• [DIRECTIVE]: Copy out the material below in full, but not its images.
:: RECORDED INFORMATION
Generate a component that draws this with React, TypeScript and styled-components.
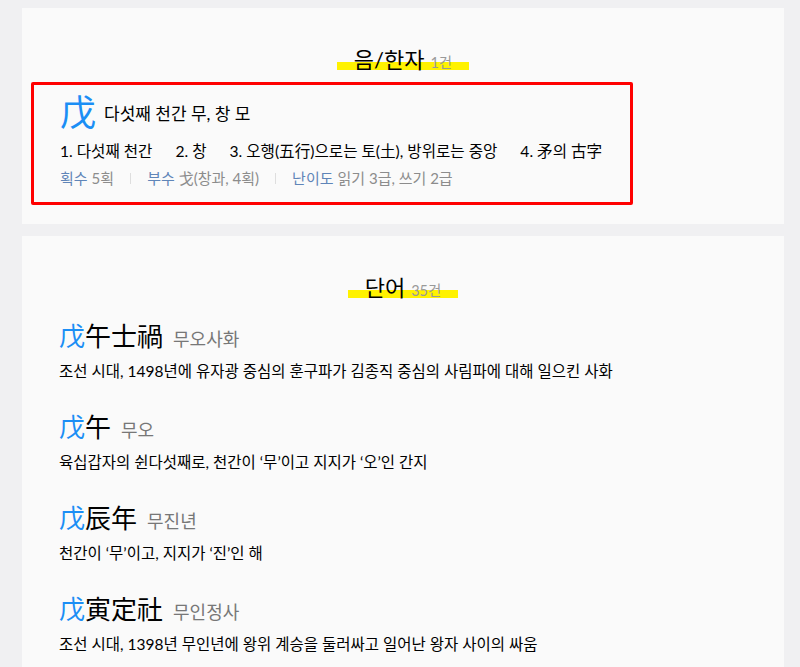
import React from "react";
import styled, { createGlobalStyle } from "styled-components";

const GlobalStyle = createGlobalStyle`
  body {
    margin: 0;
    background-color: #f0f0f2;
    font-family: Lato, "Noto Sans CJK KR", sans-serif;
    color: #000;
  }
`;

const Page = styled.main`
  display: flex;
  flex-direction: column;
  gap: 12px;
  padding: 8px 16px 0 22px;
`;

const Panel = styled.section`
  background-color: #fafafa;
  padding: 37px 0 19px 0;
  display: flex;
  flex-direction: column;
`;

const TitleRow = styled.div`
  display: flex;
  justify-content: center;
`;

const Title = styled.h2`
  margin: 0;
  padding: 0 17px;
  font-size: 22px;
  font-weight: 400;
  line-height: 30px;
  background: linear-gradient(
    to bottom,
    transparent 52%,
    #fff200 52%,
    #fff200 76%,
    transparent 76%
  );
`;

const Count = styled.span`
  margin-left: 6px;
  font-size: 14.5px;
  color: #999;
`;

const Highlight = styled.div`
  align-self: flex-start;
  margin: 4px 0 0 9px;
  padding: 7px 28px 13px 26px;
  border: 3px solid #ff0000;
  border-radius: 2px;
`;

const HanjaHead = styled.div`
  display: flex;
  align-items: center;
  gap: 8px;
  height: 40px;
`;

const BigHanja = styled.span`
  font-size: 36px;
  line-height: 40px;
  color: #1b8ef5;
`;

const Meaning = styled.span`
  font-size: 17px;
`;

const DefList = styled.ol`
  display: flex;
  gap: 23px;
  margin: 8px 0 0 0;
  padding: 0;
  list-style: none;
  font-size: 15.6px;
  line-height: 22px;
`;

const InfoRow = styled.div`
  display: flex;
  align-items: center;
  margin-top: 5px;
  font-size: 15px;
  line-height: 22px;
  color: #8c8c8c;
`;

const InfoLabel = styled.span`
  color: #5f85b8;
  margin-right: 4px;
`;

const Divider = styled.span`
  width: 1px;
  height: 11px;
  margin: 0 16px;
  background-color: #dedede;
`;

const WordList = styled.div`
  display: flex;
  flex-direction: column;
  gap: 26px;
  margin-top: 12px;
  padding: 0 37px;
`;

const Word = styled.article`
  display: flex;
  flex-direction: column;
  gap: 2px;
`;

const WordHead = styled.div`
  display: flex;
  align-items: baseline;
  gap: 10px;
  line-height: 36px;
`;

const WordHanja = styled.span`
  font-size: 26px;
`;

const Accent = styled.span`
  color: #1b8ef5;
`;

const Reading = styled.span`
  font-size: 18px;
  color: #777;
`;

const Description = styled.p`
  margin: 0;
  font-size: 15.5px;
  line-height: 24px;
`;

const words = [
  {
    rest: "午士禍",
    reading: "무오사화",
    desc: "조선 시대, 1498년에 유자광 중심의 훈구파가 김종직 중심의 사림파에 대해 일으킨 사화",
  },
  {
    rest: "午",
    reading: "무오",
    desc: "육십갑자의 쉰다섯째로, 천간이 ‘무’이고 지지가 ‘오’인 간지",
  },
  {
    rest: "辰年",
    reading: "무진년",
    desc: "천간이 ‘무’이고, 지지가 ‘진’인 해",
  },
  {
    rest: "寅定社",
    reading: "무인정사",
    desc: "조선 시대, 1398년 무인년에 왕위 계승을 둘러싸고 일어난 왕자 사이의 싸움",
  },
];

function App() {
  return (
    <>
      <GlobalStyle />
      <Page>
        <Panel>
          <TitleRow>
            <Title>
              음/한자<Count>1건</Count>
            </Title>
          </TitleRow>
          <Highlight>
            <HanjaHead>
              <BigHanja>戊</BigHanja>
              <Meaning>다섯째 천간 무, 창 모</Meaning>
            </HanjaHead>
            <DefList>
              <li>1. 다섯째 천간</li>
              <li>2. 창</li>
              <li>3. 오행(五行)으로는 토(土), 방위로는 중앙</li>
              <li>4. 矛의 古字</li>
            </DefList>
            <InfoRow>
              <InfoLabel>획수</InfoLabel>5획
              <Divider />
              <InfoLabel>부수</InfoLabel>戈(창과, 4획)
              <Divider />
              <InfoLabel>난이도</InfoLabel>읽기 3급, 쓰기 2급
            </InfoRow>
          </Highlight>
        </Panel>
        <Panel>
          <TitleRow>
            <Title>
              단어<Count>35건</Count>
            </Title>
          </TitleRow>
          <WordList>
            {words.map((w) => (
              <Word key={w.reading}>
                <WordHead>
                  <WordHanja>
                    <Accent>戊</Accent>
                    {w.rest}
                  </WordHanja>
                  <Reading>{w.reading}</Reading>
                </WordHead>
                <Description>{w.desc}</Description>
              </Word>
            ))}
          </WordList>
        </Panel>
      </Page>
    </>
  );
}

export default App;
::::
• [COMPLETED EXERCISE]:
Generate a component that draws this with React, TypeScript and styled-components.
import React from "react";
import styled, { createGlobalStyle } from "styled-components";

const GlobalStyle = createGlobalStyle`
  body {
    margin: 0;
    background-color: #f0f0f2;
    font-family: Lato, "Noto Sans CJK KR", sans-serif;
    color: #000;
  }
`;

const Page = styled.main`
  display: flex;
  flex-direction: column;
  gap: 12px;
  padding: 8px 16px 0 22px;
`;

const Panel = styled.section`
  background-color: #fafafa;
  padding: 37px 0 19px 0;
  display: flex;
  flex-direction: column;
`;

const TitleRow = styled.div`
  display: flex;
  justify-content: center;
`;

const Title = styled.h2`
  margin: 0;
  padding: 0 17px;
  font-size: 22px;
  font-weight: 400;
  line-height: 30px;
  background: linear-gradient(
    to bottom,
    transparent 52%,
    #fff200 52%,
    #fff200 76%,
    transparent 76%
  );
`;

const Count = styled.span`
  margin-left: 6px;
  font-size: 14.5px;
  color: #999;
`;

const Highlight = styled.div`
  align-self: flex-start;
  margin: 4px 0 0 9px;
  padding: 7px 28px 13px 26px;
  border: 3px solid #ff0000;
  border-radius: 2px;
`;

const HanjaHead = styled.div`
  display: flex;
  align-items: center;
  gap: 8px;
  height: 40px;
`;

const BigHanja = styled.span`
  font-size: 36px;
  line-height: 40px;
  color: #1b8ef5;
`;

const Meaning = styled.span`
  font-size: 17px;
`;

const DefList = styled.ol`
  display: flex;
  gap: 23px;
  margin: 8px 0 0 0;
  padding: 0;
  list-style: none;
  font-size: 15.6px;
  line-height: 22px;
`;

const InfoRow = styled.div`
  display: flex;
  align-items: center;
  margin-top: 5px;
  font-size: 15px;
  line-height: 22px;
  color: #8c8c8c;
`;

const InfoLabel = styled.span`
  color: #5f85b8;
  margin-right: 4px;
`;

const Divider = styled.span`
  width: 1px;
  height: 11px;
  margin: 0 16px;
  background-color: #dedede;
`;

const WordList = styled.div`
  display: flex;
  flex-direction: column;
  gap: 26px;
  margin-top: 12px;
  padding: 0 37px;
`;

const Word = styled.article`
  display: flex;
  flex-direction: column;
  gap: 2px;
`;

const WordHead = styled.div`
  display: flex;
  align-items: baseline;
  gap: 10px;
  line-height: 36px;
`;

const WordHanja = styled.span`
  font-size: 26px;
`;

const Accent = styled.span`
  color: #1b8ef5;
`;

const Reading = styled.span`
  font-size: 18px;
  color: #777;
`;

const Description = styled.p`
  margin: 0;
  font-size: 15.5px;
  line-height: 24px;
`;

const words = [
  {
    rest: "午士禍",
    reading: "무오사화",
    desc: "조선 시대, 1498년에 유자광 중심의 훈구파가 김종직 중심의 사림파에 대해 일으킨 사화",
  },
  {
    rest: "午",
    reading: "무오",
    desc: "육십갑자의 쉰다섯째로, 천간이 ‘무’이고 지지가 ‘오’인 간지",
  },
  {
    rest: "辰年",
    reading: "무진년",
    desc: "천간이 ‘무’이고, 지지가 ‘진’인 해",
  },
  {
    rest: "寅定社",
    reading: "무인정사",
    desc: "조선 시대, 1398년 무인년에 왕위 계승을 둘러싸고 일어난 왕자 사이의 싸움",
  },
];

function App() {
  return (
    <>
      <GlobalStyle />
      <Page>
        <Panel>
          <TitleRow>
            <Title>
              음/한자<Count>1건</Count>
            </Title>
          </TitleRow>
          <Highlight>
            <HanjaHead>
              <BigHanja>戊</BigHanja>
              <Meaning>다섯째 천간 무, 창 모</Meaning>
            </HanjaHead>
            <DefList>
              <li>1. 다섯째 천간</li>
              <li>2. 창</li>
              <li>3. 오행(五行)으로는 토(土), 방위로는 중앙</li>
              <li>4. 矛의 古字</li>
            </DefList>
            <InfoRow>
              <InfoLabel>획수</InfoLabel>5획
              <Divider />
              <InfoLabel>부수</InfoLabel>戈(창과, 4획)
              <Divider />
              <InfoLabel>난이도</InfoLabel>읽기 3급, 쓰기 2급
            </InfoRow>
          </Highlight>
        </Panel>
        <Panel>
          <TitleRow>
            <Title>
              단어<Count>35건</Count>
            </Title>
          </TitleRow>
          <WordList>
            {words.map((w) => (
              <Word key={w.reading}>
                <WordHead>
                  <WordHanja>
                    <Accent>戊</Accent>
                    {w.rest}
                  </WordHanja>
                  <Reading>{w.reading}</Reading>
                </WordHead>
                <Description>{w.desc}</Description>
              </Word>
            ))}
          </WordList>
        </Panel>
      </Page>
    </>
  );
}

export default App;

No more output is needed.